L’Espérance, de Pierre Mignard (1612-1695)
Une allégorie commentée par Dominique Brême

 

Pierre Mignard, L’Espérance, 1692.© Quimper, Musée des Beaux-Arts

Cette allégorie de l’Espérance correspond dans l’Iconologia de Ripa à L’Espérance divine et certaine. Elle a les mains jointes, levées vers le ciel ainsi que le regard : cela signe le détachement des choses relevant de l’ici-bas et indique en qui la figure met son espérance. La guirlande de fleurs qu’elle porte sur la tête est l’espérance des fruits futurs qu’elles donneront. Il en va de même des quelques herbes tenues par le putto, l’enfant joufflu, immédiatement à droite, annonciatrices de belles récoltes. Les deux putti à droite représentent, pour l’un ce que l’on pourrait nommer l’Attente, porteur du serpent Ouroboros qui se mord la queue pour marquer le Temps, et d’herbes pour l’attente de la récolte ; l’autre qui l’enlace, le Réconfort. Les deux concepts décomposent en quelque sorte la figure principale : le Réconfort, s’inscrivant dans le Temps, s’apparente à l’Espérance.

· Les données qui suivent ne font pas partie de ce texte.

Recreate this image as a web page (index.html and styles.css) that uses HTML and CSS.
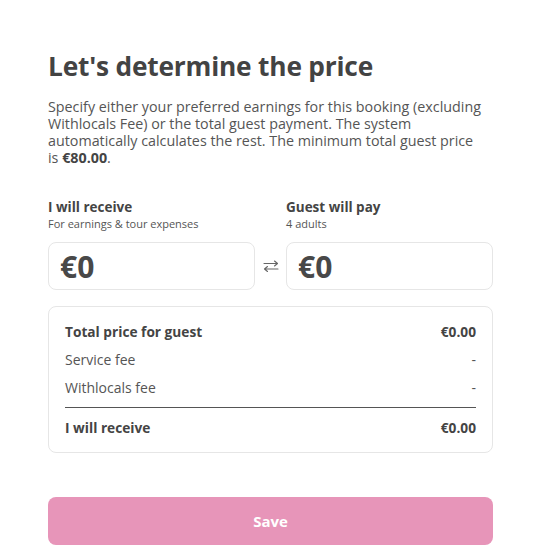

Le putto de gauche porte une palme, symbole de martyre. Cela signifie que l’Espérance – en cela qu’elle porte une promesse – demande le sacrifice du présent et notamment des plaisirs. La couronne de dix étoiles symbolise la Gloire, récompense du sacrifice, comme dans l’expression « auréolé de gloire ». L’Ancre enfin, derrière la figure, est l’attribut traditionnel de l’Espérance : elle symbolise le port que l’on espère atteindre, au milieu des périls, et où l’on jettera l’ancre.